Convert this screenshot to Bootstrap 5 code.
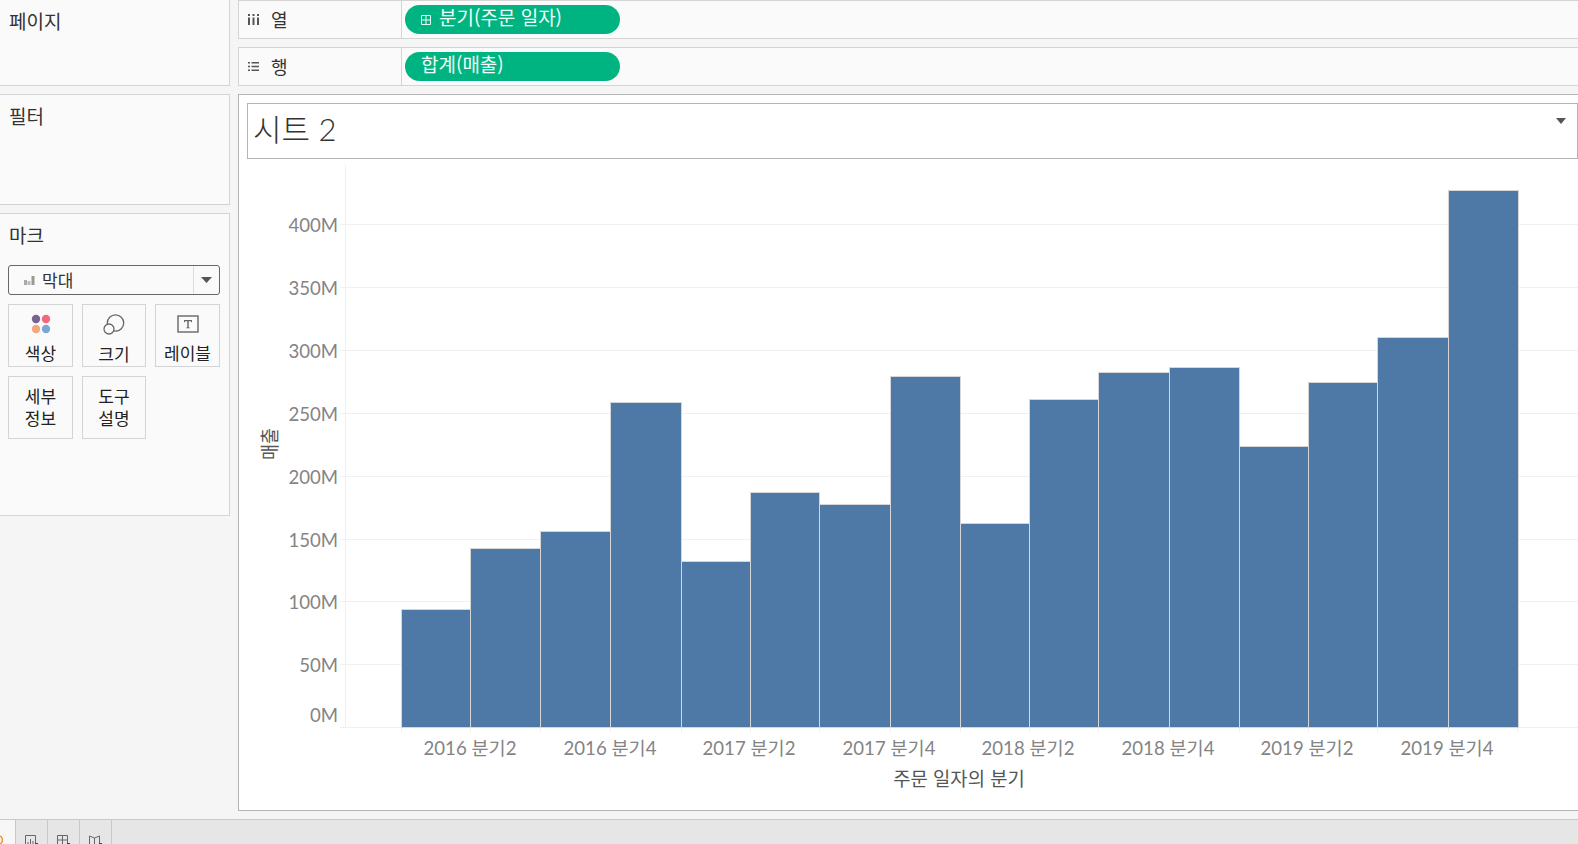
<!DOCTYPE html>
<html lang="ko">
<head>
<meta charset="utf-8">
<title>시트 2</title>
<link href="https://cdn.jsdelivr.net/npm/bootstrap@5.3.0/dist/css/bootstrap.min.css" rel="stylesheet">
<style>
html,body{height:100%;overflow:hidden}
body{background:#f5f5f5;color:#333;font-family:"Noto Sans CJK KR","Liberation Sans",sans-serif;font-size:19px}
.app-root{height:844px}
.work-area{height:819px;flex:none;gap:8px}
.side-col{width:230px;flex:none;padding-bottom:0;gap:8px}
.pane-box{background:#fafafa;border:1px solid #d4d4d4;border-left:0;padding:7px 9px;line-height:28px}
.pane-page{height:87px;margin-top:-1px}
.pane-filter{height:111px}
.pane-mark{height:303px}
.pane-mark .pane-title{margin-bottom:16px}
.mark-select{height:30px;border:1px solid #666;border-radius:3px;background:#fafafa;width:212px;margin-left:-1px;font-size:17px}
.mark-select .sel-main{padding-left:15px;gap:7px}
.mark-select .sel-arrow{width:26px;border-left:1px solid #ddd;align-self:stretch}
.mark-grid{display:grid;grid-template-columns:65px 64px 65px;column-gap:9px;row-gap:9px;margin:9px 0 0 -1px}
.mark-cell{height:63px;border:1px solid #d4d4d4;font-size:17px;line-height:22px;text-align:center;color:#222;padding-top:8px}
.mark-icon-cell{padding-top:9px}
.mark-cell svg{display:block;margin-bottom:8px}
.main-col{flex:1 1 auto;min-width:0;gap:8px}
.shelf-row{height:39px;background:#fafafa;border:1px solid #d4d4d4;border-right:0}
.shelf-label{width:163px;flex:none;border-right:1px solid #d4d4d4;padding-left:9px;gap:12px;height:100%;font-size:18px}
.shelf-pill{width:215px;height:29px;border-radius:15px;background:#00b482;color:#f2fff9;margin-left:3px;padding-left:16px;font-size:19px;line-height:26px;gap:8px}
.shelf-pill span{margin-top:-5px}
.chart-frame{height:717px;background:#fff;border:1px solid #b4b4b4;border-right:0;padding:8px 0 0 8px}
.title-box{height:56px;border:1px solid #b4b4b4;padding-left:5px;font-size:31px;font-weight:300;line-height:50px;color:#333;font-family:"Lato","Noto Sans CJK KR",sans-serif}
.title-arrow{position:absolute;right:11px;top:14px}
.chart-svg{display:block;margin:0 0 0 -8px}
.tick-y,.tick-x{font-family:"Lato","Noto Sans CJK KR",sans-serif;font-size:18.600px;fill:#848484}
.axis-title{font-family:"Noto Sans CJK KR",sans-serif;font-size:18.800px;fill:#555}
.tab-strip{height:25px;flex:none;background:#e6e6e6;border-top:1px solid #c8c8c8;overflow:hidden}
.tab-item{width:32px;height:25px;border-right:1px solid #c8c8c8;padding:15px 0 0 9px}
.tab-item svg{display:block}
.tab-first{width:16px;background:#f7f7f7;padding:0;overflow:hidden}
</style>
</head>
<body>
<div class="app-root d-flex flex-column">
  <div class="work-area d-flex">
    <div class="side-col d-flex flex-column">
      <div class="pane-box pane-page">페이지</div>
      <div class="pane-box pane-filter">필터</div>
      <div class="pane-box pane-mark">
        <div class="pane-title">마크</div>
        <div class="mark-select d-flex align-items-center justify-content-between">
          <div class="sel-main d-flex align-items-center">
            <svg width="11" height="11" viewBox="0 0 11 11"><rect x="0" y="5" width="3" height="5" fill="#aaa"/><rect x="3.500" y="6" width="3" height="4" fill="#bbb"/><rect x="7.500" y="1" width="3" height="9" fill="#999"/></svg>
            <span>막대</span>
          </div>
          <div class="sel-arrow d-flex align-items-center justify-content-center">
            <svg width="11" height="6" viewBox="0 0 11 6"><path d="M0 0h11L5.500 6z" fill="#555"/></svg>
          </div>
        </div>
        <div class="mark-grid">
          <div class="mark-cell mark-icon-cell d-flex flex-column align-items-center">
            <svg width="20" height="20" viewBox="0 0 20 20"><circle cx="5" cy="5" r="4.200" fill="#7b6390"/><circle cx="15" cy="5" r="4.200" fill="#f2697f"/><circle cx="5" cy="15" r="4.200" fill="#f5a67a"/><circle cx="15" cy="15" r="4.200" fill="#7ea6d2"/></svg>
            <span>색상</span>
          </div>
          <div class="mark-cell mark-icon-cell d-flex flex-column align-items-center">
            <svg width="22" height="21" viewBox="0 0 22 21"><circle cx="12.500" cy="9" r="8.200" fill="none" stroke="#666" stroke-width="1.300"/><circle cx="6" cy="15" r="5" fill="#fafafa" stroke="#666" stroke-width="1.300"/></svg>
            <span>크기</span>
          </div>
          <div class="mark-cell mark-icon-cell d-flex flex-column align-items-center">
            <svg width="22" height="20" viewBox="0 0 22 20"><rect x="1" y="2" width="20" height="16" fill="none" stroke="#666" stroke-width="1.400"/><path d="M7 6h8v2.200h-.8L14 7.200h-2.300v6l1.100.5v.5H9.200v-.5l1.100-.5v-6H8L7.800 8.200H7z" fill="#666"/></svg>
            <span>레이블</span>
          </div>
          <div class="mark-cell">세부<br>정보</div>
          <div class="mark-cell">도구<br>설명</div>
        </div>
      </div>
    </div>
    <div class="main-col d-flex flex-column">
      <div class="shelf-row d-flex align-items-center">
        <div class="shelf-label d-flex align-items-center">
          <svg width="11" height="11" viewBox="0 0 11 11"><path d="M0 0h2v2H0zM4.500 0h2v2h-2zM9 0h2v2H9zM0 3.500h2V11H0zM4.500 3.500h2V11h-2zM9 3.500h2V11H9z" fill="#555"/></svg>
          <span>열</span>
        </div>
        <div class="shelf-pill d-flex align-items-center">
          <svg width="10" height="10" viewBox="0 0 10 10"><path d="M.5.500h9v9h-9zM5 .5v9M.5 5h9" fill="none" stroke="#e6fff6"/></svg>
          <span>분기(주문 일자)</span>
        </div>
      </div>
      <div class="shelf-row d-flex align-items-center">
        <div class="shelf-label d-flex align-items-center">
          <svg width="11" height="11" viewBox="0 0 11 11"><path d="M0 1h2v1.600H0zM3.500 1H11v1.600H3.500zM0 4.700h2v1.600H0zM3.500 4.700H11v1.600H3.500zM0 8.400h2V10H0zM3.500 8.400H11V10H3.500z" fill="#555"/></svg>
          <span>행</span>
        </div>
        <div class="shelf-pill d-flex align-items-center"><span>합계(매출)</span></div>
      </div>
      <div class="chart-frame">
        <div class="title-box position-relative">시트 2
          <svg class="title-arrow" width="10" height="6" viewBox="0 0 10 6"><path d="M0 0h10L5 6z" fill="#555"/></svg>
        </div>
        <svg class="chart-svg" width="1340" height="650" viewBox="239 159 1340 650" role="img">
          <g stroke="#f0f0f0" stroke-width="1">
            <path d="M345.500 165V727M340 664.500H1578M340 601.500H1578M340 539.500H1578M340 476.500H1578M340 413.500H1578M340 350.500H1578M340 287.500H1578M340 224.500H1578M340 727.500H1578"/>
            <path d="M401.500 727v5M470.500 727v5M540.500 727v5M610.500 727v5M681.500 727v5M750.500 727v5M819.500 727v5M890.500 727v5M960.500 727v5M1029.500 727v5M1098.500 727v5M1169.500 727v5M1239.500 727v5M1308.500 727v5M1377.500 727v5M1448.500 727v5M1517.500 727v5"/>
          </g>
          <g fill="#4e79a7" stroke="#d6d6d6" stroke-width="1">
            <rect x="401.500" y="609.500" width="69" height="118"/>
            <rect x="470.500" y="548.500" width="70" height="179"/>
            <rect x="540.500" y="531.500" width="70" height="196"/>
            <rect x="610.500" y="402.500" width="71" height="325"/>
            <rect x="681.500" y="561.500" width="69" height="166"/>
            <rect x="750.500" y="492.500" width="69" height="235"/>
            <rect x="819.500" y="504.500" width="71" height="223"/>
            <rect x="890.500" y="376.500" width="70" height="351"/>
            <rect x="960.500" y="523.500" width="69" height="204"/>
            <rect x="1029.500" y="399.500" width="69" height="328"/>
            <rect x="1098.500" y="372.500" width="71" height="355"/>
            <rect x="1169.500" y="367.500" width="70" height="360"/>
            <rect x="1239.500" y="446.500" width="69" height="281"/>
            <rect x="1308.500" y="382.500" width="69" height="345"/>
            <rect x="1377.500" y="337.500" width="71" height="390"/>
            <rect x="1448.500" y="190.500" width="70" height="537"/>
          </g>
          <g class="tick-y" text-anchor="end">
            <text x="338" y="232">400M</text>
            <text x="338" y="295">350M</text>
            <text x="338" y="358">300M</text>
            <text x="338" y="421">250M</text>
            <text x="338" y="484">200M</text>
            <text x="338" y="547">150M</text>
            <text x="338" y="609">100M</text>
            <text x="338" y="672">50M</text>
            <text x="338" y="722">0M</text>
          </g>
          <g class="tick-x" text-anchor="middle">
            <text x="470" y="755">2016 분기2</text>
            <text x="610" y="755">2016 분기4</text>
            <text x="749" y="755">2017 분기2</text>
            <text x="889" y="755">2017 분기4</text>
            <text x="1028" y="755">2018 분기2</text>
            <text x="1168" y="755">2018 분기4</text>
            <text x="1307" y="755">2019 분기2</text>
            <text x="1447" y="755">2019 분기4</text>
          </g>
          <text class="axis-title" x="959" y="786" text-anchor="middle">주문 일자의 분기</text>
          <text class="axis-title" transform="translate(277 444) rotate(-90)" text-anchor="middle" textLength="32" lengthAdjust="spacingAndGlyphs">매출</text>
        </svg>
      </div>
    </div>
  </div>
  <div class="tab-strip d-flex">
    <div class="tab-item tab-first"><svg width="4" height="24" viewBox="0 0 4 24"><circle cx="-2" cy="20" r="4.500" fill="none" stroke="#e8953c" stroke-width="1.500"/></svg></div>
    <div class="tab-item"><svg width="13" height="12" viewBox="0 0 13 12"><path d="M.5 12V.5h10V9M3 10V7M5.500 10V4M8 10V6" fill="none" stroke="#666"/><rect x="10" y="8" width="3" height="3" fill="#444"/></svg></div>
    <div class="tab-item"><svg width="13" height="12" viewBox="0 0 13 12"><path d="M.5 12V.5h10V9M.5 5h10M5.500 .5V12" fill="none" stroke="#666"/><rect x="10" y="8" width="3" height="3" fill="#444"/></svg></div>
    <div class="tab-item"><svg width="13" height="12" viewBox="0 0 13 12"><path d="M.5 12V1L5.500 3l5-2v8M5.500 3v9" fill="none" stroke="#666"/><rect x="10" y="8" width="3" height="3" fill="#444"/></svg></div>
  </div>
</div>
</body>
</html>
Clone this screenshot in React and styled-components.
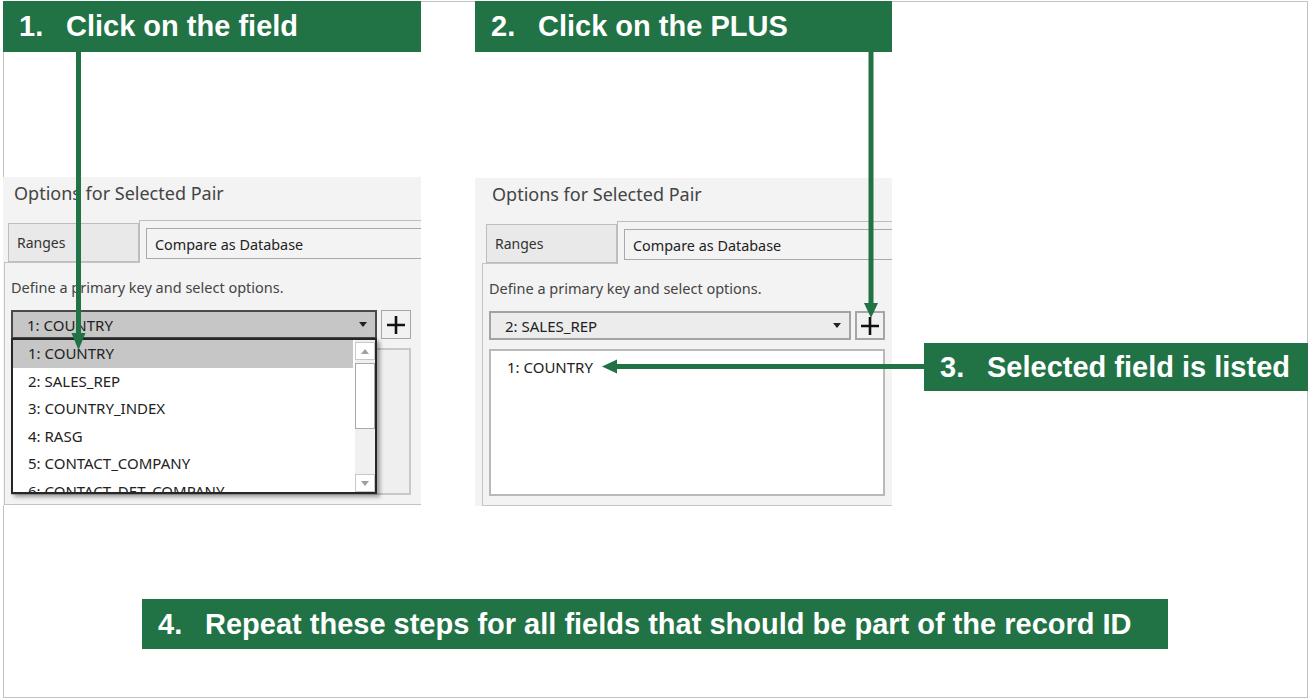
import React from "react";
import styled, { createGlobalStyle } from "styled-components";

const GREEN = "#217346";
const UI_FONT = `"Noto Sans", "Open Sans", sans-serif`;

const Global = createGlobalStyle`
  html, body { margin: 0; background: #fff; }
  body { font-family: "Liberation Sans", Arial, sans-serif; }
`;

const Frame = styled.div`
  position: relative;
  box-sizing: border-box;
  margin: 1px 0 0 3px;
  width: 1305px;
  height: 697px;
  box-shadow: inset 0 0 0 1px #c3c3c3;
  display: flex;
  flex-direction: column;
`;

const TopRow = styled.div`
  display: flex;
  align-items: flex-start;
`;

const Column = styled.div`
  width: ${(p) => p.$width}px;
  margin-left: ${(p) => p.$gap || 0}px;
  display: flex;
  flex-direction: column;
  flex: none;
`;

const Step = styled.div`
  box-sizing: border-box;
  width: ${(p) => p.$width}px;
  height: ${(p) => p.$height || 51}px;
  margin-top: ${(p) => p.$top || 0}px;
  margin-left: ${(p) => p.$left || 0}px;
  padding-left: 16px;
  background: ${GREEN};
  color: #fff;
  font: bold 29px/1 "Liberation Sans", Arial, sans-serif;
  display: flex;
  align-items: center;
  white-space: nowrap;
  flex: none;
`;

const StepNo = styled.span`
  width: 47px;
  flex: none;
`;

const Panel = styled.div`
  margin-top: ${(p) => p.$top}px;
  background: #f3f3f3;
  font-family: ${UI_FONT};
  color: #3a3a3a;
`;

const PanelTitle = styled.div`
  height: 43px;
  line-height: 32px;
  padding-left: ${(p) => 11 + p.$shift}px;
  font-size: 18px;
  color: #444;
`;

const TabRow = styled.div`
  display: flex;
  align-items: flex-end;
  height: 42px;
  margin-left: ${(p) => 1 + p.$shift}px;
  padding-left: 4px;
`;

const Tab = styled.div`
  box-sizing: border-box;
  width: 131px;
  height: 39px;
  padding-left: 8px;
  background: #e9e9e9;
  border: 1px solid #bdbdbd;
  font-size: 14px;
  line-height: 37px;
  color: #333;
`;

const ActiveTab = styled.div`
  position: relative;
  z-index: 1;
  box-sizing: border-box;
  flex: 1;
  height: 43px;
  margin-bottom: -1px;
  padding: 7px 0 4px 6px;
  background: #f3f3f3;
  border-top: 1px solid #bdbdbd;
  border-left: 1px solid #bdbdbd;
`;

const TabBox = styled.div`
  box-sizing: border-box;
  height: 31px;
  padding-left: 8px;
  border: 1px solid #a9a9a9;
  border-right: none;
  font-size: 14.4px;
  line-height: 31px;
  color: #222;
`;

const Content = styled.div`
  box-sizing: border-box;
  height: 243px;
  margin-left: ${(p) => 1 + p.$shift}px;
  padding: 0 ${(p) => p.$padRight}px 0 6px;
  border: 1px solid #c4c4c4;
  border-right: none;
`;

const Hint = styled.div`
  height: 47px;
  line-height: 48px;
  font-size: 14.5px;
  color: #444;
`;

const ControlRow = styled.div`
  display: flex;
  gap: 4px;
  height: 29px;
`;

const DropWrap = styled.div`
  position: relative;
  flex: 1;
`;

const Select = styled.div`
  box-sizing: border-box;
  height: 29px;
  display: flex;
  align-items: center;
  justify-content: space-between;
  padding: 0 8px 0 14px;
  border: 2px solid ${(p) => (p.$open ? "#4a4a4a" : "#a3a3a3")};
  background: ${(p) => (p.$open ? "#c6c6c6" : "#ececec")};
  font-size: 15px;
  color: #222;
`;

const PlusButton = styled.div`
  box-sizing: border-box;
  width: 30px;
  height: 29px;
  display: flex;
  align-items: center;
  justify-content: center;
  border: ${(p) => (p.$thick ? 2 : 1)}px solid #a6a6a6;
  background: #f2f2f2;
`;

const ListBox = styled.div`
  box-sizing: border-box;
  height: 147px;
  margin-top: 9px;
  padding-top: 3px;
  border: 2px solid ${(p) => (p.$muted ? "#c9c9c9" : "#b9b9b9")};
  background: ${(p) => (p.$muted ? "#efefef" : "#fff")};
`;

const ListItem = styled.div`
  padding-left: 16px;
  line-height: 27px;
  font-size: 15px;
  color: #222;
`;

const Popup = styled.div`
  position: absolute;
  z-index: 3;
  left: 0;
  right: 0;
  top: calc(100% - 1px);
  box-sizing: border-box;
  height: 156px;
  display: flex;
  border: 2px solid #262626;
  background: #fff;
  box-shadow: 3px 3px 4px rgba(0, 0, 0, 0.35);
  overflow: hidden;
`;

const Options = styled.div`
  flex: 1;
  margin-right: 2px;
`;

const Option = styled.div`
  height: 27.5px;
  line-height: 27.5px;
  padding-left: 15px;
  font-size: 15px;
  color: #222;
  white-space: nowrap;
  background: ${(p) => (p.$active ? "#c6c6c6" : "transparent")};
`;

const Scrollbar = styled.div`
  width: 20px;
  display: flex;
  flex-direction: column;
  background: #f0f0f0;
`;

const ScrollButton = styled.div`
  box-sizing: border-box;
  height: 18px;
  margin-top: ${(p) => (p.$down ? "auto" : "2px")};
  display: flex;
  align-items: center;
  justify-content: center;
  border: 1px solid #c8c8c8;
  background: #fff;
`;

const Thumb = styled.div`
  box-sizing: border-box;
  height: 66px;
  margin-top: 3px;
  border: 1px solid #a8a8a8;
  background: #fff;
`;

const Overlay = styled.svg`
  position: absolute;
  left: 0;
  top: 0;
  z-index: 5;
  pointer-events: none;
`;

const Caret = () => (
  <svg width="8" height="5" viewBox="0 0 8 5">
    <path d="M0 0h8L4 5z" fill="#222" />
  </svg>
);

const Plus = () => (
  <svg width="18" height="18" viewBox="0 0 18 18">
    <path d="M9 0v18M0 9h18" stroke="#111" strokeWidth="2.6" />
  </svg>
);

const Tri = ({ down }) => (
  <svg width="8" height="5" viewBox="0 0 8 5">
    <path d={down ? "M0 0h8L4 5z" : "M0 5h8L4 0z"} fill="#a0a0a0" />
  </svg>
);

const fields = [
  "1: COUNTRY",
  "2: SALES_REP",
  "3: COUNTRY_INDEX",
  "4: RASG",
  "5: CONTACT_COMPANY",
  "6: CONTACT_DET_COMPANY",
];

function OptionsPanel({ top, shift, padRight, open, value, listed }) {
  return (
    <Panel $top={top}>
      <PanelTitle $shift={shift}>Options for Selected Pair</PanelTitle>
      <TabRow $shift={shift}>
        <Tab>Ranges</Tab>
        <ActiveTab>
          <TabBox>Compare as Database</TabBox>
        </ActiveTab>
      </TabRow>
      <Content $shift={shift} $padRight={padRight}>
        <Hint>Define a primary key and select options.</Hint>
        <ControlRow>
          <DropWrap>
            <Select $open={open}>
              {value}
              <Caret />
            </Select>
            {open && (
              <Popup>
                <Options>
                  {fields.map((f, i) => (
                    <Option key={f} $active={i === 0}>
                      {f}
                    </Option>
                  ))}
                </Options>
                <Scrollbar>
                  <ScrollButton>
                    <Tri />
                  </ScrollButton>
                  <Thumb />
                  <ScrollButton $down>
                    <Tri down />
                  </ScrollButton>
                </Scrollbar>
              </Popup>
            )}
          </DropWrap>
          <PlusButton $thick={!open}>
            <Plus />
          </PlusButton>
        </ControlRow>
        <ListBox $muted={open}>
          {listed.map((f) => (
            <ListItem key={f}>{f}</ListItem>
          ))}
        </ListBox>
      </Content>
    </Panel>
  );
}

// arrows drawn in frame coordinates (page minus 3,1)
const arrows = [
  { line: "M75.5 51V333", head: "68.5,332 82.5,332 75.5,349" },
  { line: "M868 51V303", head: "861,302 875,302 868,317" },
  { line: "M921 365.5H613", head: "614,358.5 614,372.5 599,365.5" },
];

export default function App() {
  return (
    <>
      <Global />
      <Frame>
        <TopRow>
          <Column $width={418}>
            <Step $width={418}>
              <StepNo>1.</StepNo>Click on the field
            </Step>
            <OptionsPanel
              top={125}
              shift={0}
              padRight={10}
              open
              value="1: COUNTRY"
              listed={[]}
            />
          </Column>
          <Column $width={417} $gap={54}>
            <Step $width={417}>
              <StepNo>2.</StepNo>Click on the PLUS
            </Step>
            <OptionsPanel
              top={126}
              shift={6}
              padRight={7}
              value="2: SALES_REP"
              listed={["1: COUNTRY"]}
            />
          </Column>
          <Column $width={384} $gap={32}>
            <Step $width={384} $height={48} $top={342}>
              <StepNo>3.</StepNo>Selected field is listed
            </Step>
          </Column>
        </TopRow>
        <Step $width={1026} $height={50} $top={93} $left={139}>
          <StepNo>4.</StepNo>Repeat these steps for all fields that should be part of the record ID
        </Step>
        <Overlay width="1305" height="697">
          {arrows.map((a, i) => (
            <g key={i} fill={GREEN}>
              <path d={a.line} stroke={GREEN} strokeWidth="5" fill="none" />
              <polygon points={a.head} />
            </g>
          ))}
        </Overlay>
      </Frame>
    </>
  );
}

......

# [Written request]
Each line holding "screenshot" must be found and copied.

# [Task result]
Convert this screenshot to Bootstrap 5 code.
Clone this screenshot in React and styled-components.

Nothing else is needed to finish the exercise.